# COLLECTED DATA start

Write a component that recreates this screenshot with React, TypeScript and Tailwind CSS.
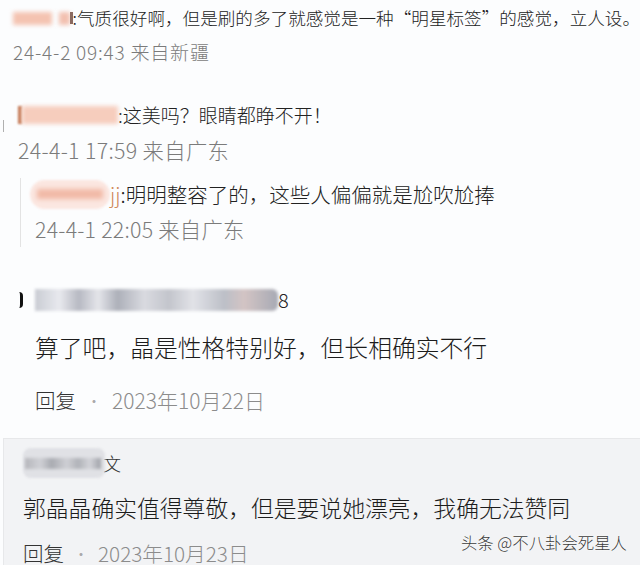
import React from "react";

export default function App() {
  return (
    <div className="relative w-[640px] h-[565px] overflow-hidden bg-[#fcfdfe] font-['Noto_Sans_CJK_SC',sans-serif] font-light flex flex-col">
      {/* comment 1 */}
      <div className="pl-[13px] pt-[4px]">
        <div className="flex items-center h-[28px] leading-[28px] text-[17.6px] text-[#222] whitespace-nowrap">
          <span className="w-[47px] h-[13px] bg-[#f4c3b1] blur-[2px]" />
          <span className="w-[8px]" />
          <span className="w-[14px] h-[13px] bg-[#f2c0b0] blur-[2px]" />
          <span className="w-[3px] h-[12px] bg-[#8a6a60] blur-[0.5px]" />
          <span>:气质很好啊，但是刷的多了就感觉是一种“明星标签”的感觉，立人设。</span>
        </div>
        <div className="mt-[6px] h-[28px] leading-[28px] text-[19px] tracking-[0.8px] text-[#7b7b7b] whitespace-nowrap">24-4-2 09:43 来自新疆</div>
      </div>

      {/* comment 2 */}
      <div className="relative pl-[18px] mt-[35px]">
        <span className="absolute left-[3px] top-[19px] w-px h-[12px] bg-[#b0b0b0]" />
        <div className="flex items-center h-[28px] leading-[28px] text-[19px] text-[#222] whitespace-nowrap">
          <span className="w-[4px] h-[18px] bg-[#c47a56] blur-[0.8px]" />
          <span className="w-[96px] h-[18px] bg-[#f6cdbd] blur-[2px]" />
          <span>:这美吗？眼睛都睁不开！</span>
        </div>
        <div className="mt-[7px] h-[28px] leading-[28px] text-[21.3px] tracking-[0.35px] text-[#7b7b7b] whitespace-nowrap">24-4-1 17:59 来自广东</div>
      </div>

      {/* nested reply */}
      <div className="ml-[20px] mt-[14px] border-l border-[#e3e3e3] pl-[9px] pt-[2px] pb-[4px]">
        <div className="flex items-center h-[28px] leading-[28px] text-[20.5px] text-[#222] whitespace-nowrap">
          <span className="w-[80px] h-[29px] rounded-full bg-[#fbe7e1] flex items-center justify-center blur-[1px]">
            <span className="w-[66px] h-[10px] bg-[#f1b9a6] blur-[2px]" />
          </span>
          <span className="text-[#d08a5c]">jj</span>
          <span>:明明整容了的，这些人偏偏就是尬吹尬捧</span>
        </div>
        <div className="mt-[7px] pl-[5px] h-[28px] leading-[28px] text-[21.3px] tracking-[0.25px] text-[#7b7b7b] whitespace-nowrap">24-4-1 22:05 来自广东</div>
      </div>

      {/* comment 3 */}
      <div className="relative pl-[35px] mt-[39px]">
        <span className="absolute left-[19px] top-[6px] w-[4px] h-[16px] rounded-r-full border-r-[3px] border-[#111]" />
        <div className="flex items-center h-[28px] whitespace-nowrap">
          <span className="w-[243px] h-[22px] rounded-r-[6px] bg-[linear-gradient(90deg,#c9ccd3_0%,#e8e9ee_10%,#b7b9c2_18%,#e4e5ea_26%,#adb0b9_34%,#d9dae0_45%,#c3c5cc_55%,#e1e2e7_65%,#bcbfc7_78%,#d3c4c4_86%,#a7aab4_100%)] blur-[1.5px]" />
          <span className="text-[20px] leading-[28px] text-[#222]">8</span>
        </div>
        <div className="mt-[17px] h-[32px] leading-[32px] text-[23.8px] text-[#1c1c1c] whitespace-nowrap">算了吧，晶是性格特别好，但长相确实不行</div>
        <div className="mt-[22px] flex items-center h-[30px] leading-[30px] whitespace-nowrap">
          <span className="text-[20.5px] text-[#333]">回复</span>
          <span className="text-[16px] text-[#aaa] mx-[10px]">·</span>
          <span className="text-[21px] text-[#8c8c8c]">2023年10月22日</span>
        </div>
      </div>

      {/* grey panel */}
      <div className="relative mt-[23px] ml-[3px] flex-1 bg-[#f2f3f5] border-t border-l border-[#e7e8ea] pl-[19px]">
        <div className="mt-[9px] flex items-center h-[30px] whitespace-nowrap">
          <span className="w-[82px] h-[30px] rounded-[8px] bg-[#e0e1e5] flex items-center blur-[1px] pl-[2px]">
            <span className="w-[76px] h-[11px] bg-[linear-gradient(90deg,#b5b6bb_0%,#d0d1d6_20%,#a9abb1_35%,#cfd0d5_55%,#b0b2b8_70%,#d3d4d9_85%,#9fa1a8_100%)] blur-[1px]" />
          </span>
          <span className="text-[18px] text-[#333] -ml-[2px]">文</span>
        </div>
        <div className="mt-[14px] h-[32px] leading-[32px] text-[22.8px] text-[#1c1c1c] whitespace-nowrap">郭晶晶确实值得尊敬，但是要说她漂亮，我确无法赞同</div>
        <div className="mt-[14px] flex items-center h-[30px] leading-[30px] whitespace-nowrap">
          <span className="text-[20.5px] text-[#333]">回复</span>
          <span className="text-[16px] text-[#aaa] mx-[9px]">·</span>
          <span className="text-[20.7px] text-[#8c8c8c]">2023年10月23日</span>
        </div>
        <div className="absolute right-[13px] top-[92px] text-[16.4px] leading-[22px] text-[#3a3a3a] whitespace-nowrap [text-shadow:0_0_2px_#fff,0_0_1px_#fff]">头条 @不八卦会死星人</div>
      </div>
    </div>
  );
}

# COLLECTED DATA end

> **DIRECTIONS**
Take the listing above and restate it word for word, without its pictures.

> **SOLUTION TO THIS TASK**
Write a component that recreates this screenshot with React, TypeScript and Tailwind CSS.
import React from "react";

export default function App() {
  return (
    <div className="relative w-[640px] h-[565px] overflow-hidden bg-[#fcfdfe] font-['Noto_Sans_CJK_SC',sans-serif] font-light flex flex-col">
      {/* comment 1 */}
      <div className="pl-[13px] pt-[4px]">
        <div className="flex items-center h-[28px] leading-[28px] text-[17.6px] text-[#222] whitespace-nowrap">
          <span className="w-[47px] h-[13px] bg-[#f4c3b1] blur-[2px]" />
          <span className="w-[8px]" />
          <span className="w-[14px] h-[13px] bg-[#f2c0b0] blur-[2px]" />
          <span className="w-[3px] h-[12px] bg-[#8a6a60] blur-[0.5px]" />
          <span>:气质很好啊，但是刷的多了就感觉是一种“明星标签”的感觉，立人设。</span>
        </div>
        <div className="mt-[6px] h-[28px] leading-[28px] text-[19px] tracking-[0.8px] text-[#7b7b7b] whitespace-nowrap">24-4-2 09:43 来自新疆</div>
      </div>

      {/* comment 2 */}
      <div className="relative pl-[18px] mt-[35px]">
        <span className="absolute left-[3px] top-[19px] w-px h-[12px] bg-[#b0b0b0]" />
        <div className="flex items-center h-[28px] leading-[28px] text-[19px] text-[#222] whitespace-nowrap">
          <span className="w-[4px] h-[18px] bg-[#c47a56] blur-[0.8px]" />
          <span className="w-[96px] h-[18px] bg-[#f6cdbd] blur-[2px]" />
          <span>:这美吗？眼睛都睁不开！</span>
        </div>
        <div className="mt-[7px] h-[28px] leading-[28px] text-[21.3px] tracking-[0.35px] text-[#7b7b7b] whitespace-nowrap">24-4-1 17:59 来自广东</div>
      </div>

      {/* nested reply */}
      <div className="ml-[20px] mt-[14px] border-l border-[#e3e3e3] pl-[9px] pt-[2px] pb-[4px]">
        <div className="flex items-center h-[28px] leading-[28px] text-[20.5px] text-[#222] whitespace-nowrap">
          <span className="w-[80px] h-[29px] rounded-full bg-[#fbe7e1] flex items-center justify-center blur-[1px]">
            <span className="w-[66px] h-[10px] bg-[#f1b9a6] blur-[2px]" />
          </span>
          <span className="text-[#d08a5c]">jj</span>
          <span>:明明整容了的，这些人偏偏就是尬吹尬捧</span>
        </div>
        <div className="mt-[7px] pl-[5px] h-[28px] leading-[28px] text-[21.3px] tracking-[0.25px] text-[#7b7b7b] whitespace-nowrap">24-4-1 22:05 来自广东</div>
      </div>

      {/* comment 3 */}
      <div className="relative pl-[35px] mt-[39px]">
        <span className="absolute left-[19px] top-[6px] w-[4px] h-[16px] rounded-r-full border-r-[3px] border-[#111]" />
        <div className="flex items-center h-[28px] whitespace-nowrap">
          <span className="w-[243px] h-[22px] rounded-r-[6px] bg-[linear-gradient(90deg,#c9ccd3_0%,#e8e9ee_10%,#b7b9c2_18%,#e4e5ea_26%,#adb0b9_34%,#d9dae0_45%,#c3c5cc_55%,#e1e2e7_65%,#bcbfc7_78%,#d3c4c4_86%,#a7aab4_100%)] blur-[1.5px]" />
          <span className="text-[20px] leading-[28px] text-[#222]">8</span>
        </div>
        <div className="mt-[17px] h-[32px] leading-[32px] text-[23.8px] text-[#1c1c1c] whitespace-nowrap">算了吧，晶是性格特别好，但长相确实不行</div>
        <div className="mt-[22px] flex items-center h-[30px] leading-[30px] whitespace-nowrap">
          <span className="text-[20.5px] text-[#333]">回复</span>
          <span className="text-[16px] text-[#aaa] mx-[10px]">·</span>
          <span className="text-[21px] text-[#8c8c8c]">2023年10月22日</span>
        </div>
      </div>

      {/* grey panel */}
      <div className="relative mt-[23px] ml-[3px] flex-1 bg-[#f2f3f5] border-t border-l border-[#e7e8ea] pl-[19px]">
        <div className="mt-[9px] flex items-center h-[30px] whitespace-nowrap">
          <span className="w-[82px] h-[30px] rounded-[8px] bg-[#e0e1e5] flex items-center blur-[1px] pl-[2px]">
            <span className="w-[76px] h-[11px] bg-[linear-gradient(90deg,#b5b6bb_0%,#d0d1d6_20%,#a9abb1_35%,#cfd0d5_55%,#b0b2b8_70%,#d3d4d9_85%,#9fa1a8_100%)] blur-[1px]" />
          </span>
          <span className="text-[18px] text-[#333] -ml-[2px]">文</span>
        </div>
        <div className="mt-[14px] h-[32px] leading-[32px] text-[22.8px] text-[#1c1c1c] whitespace-nowrap">郭晶晶确实值得尊敬，但是要说她漂亮，我确无法赞同</div>
        <div className="mt-[14px] flex items-center h-[30px] leading-[30px] whitespace-nowrap">
          <span className="text-[20.5px] text-[#333]">回复</span>
          <span className="text-[16px] text-[#aaa] mx-[9px]">·</span>
          <span className="text-[20.7px] text-[#8c8c8c]">2023年10月23日</span>
        </div>
        <div className="absolute right-[13px] top-[92px] text-[16.4px] leading-[22px] text-[#3a3a3a] whitespace-nowrap [text-shadow:0_0_2px_#fff,0_0_1px_#fff]">头条 @不八卦会死星人</div>
      </div>
    </div>
  );
}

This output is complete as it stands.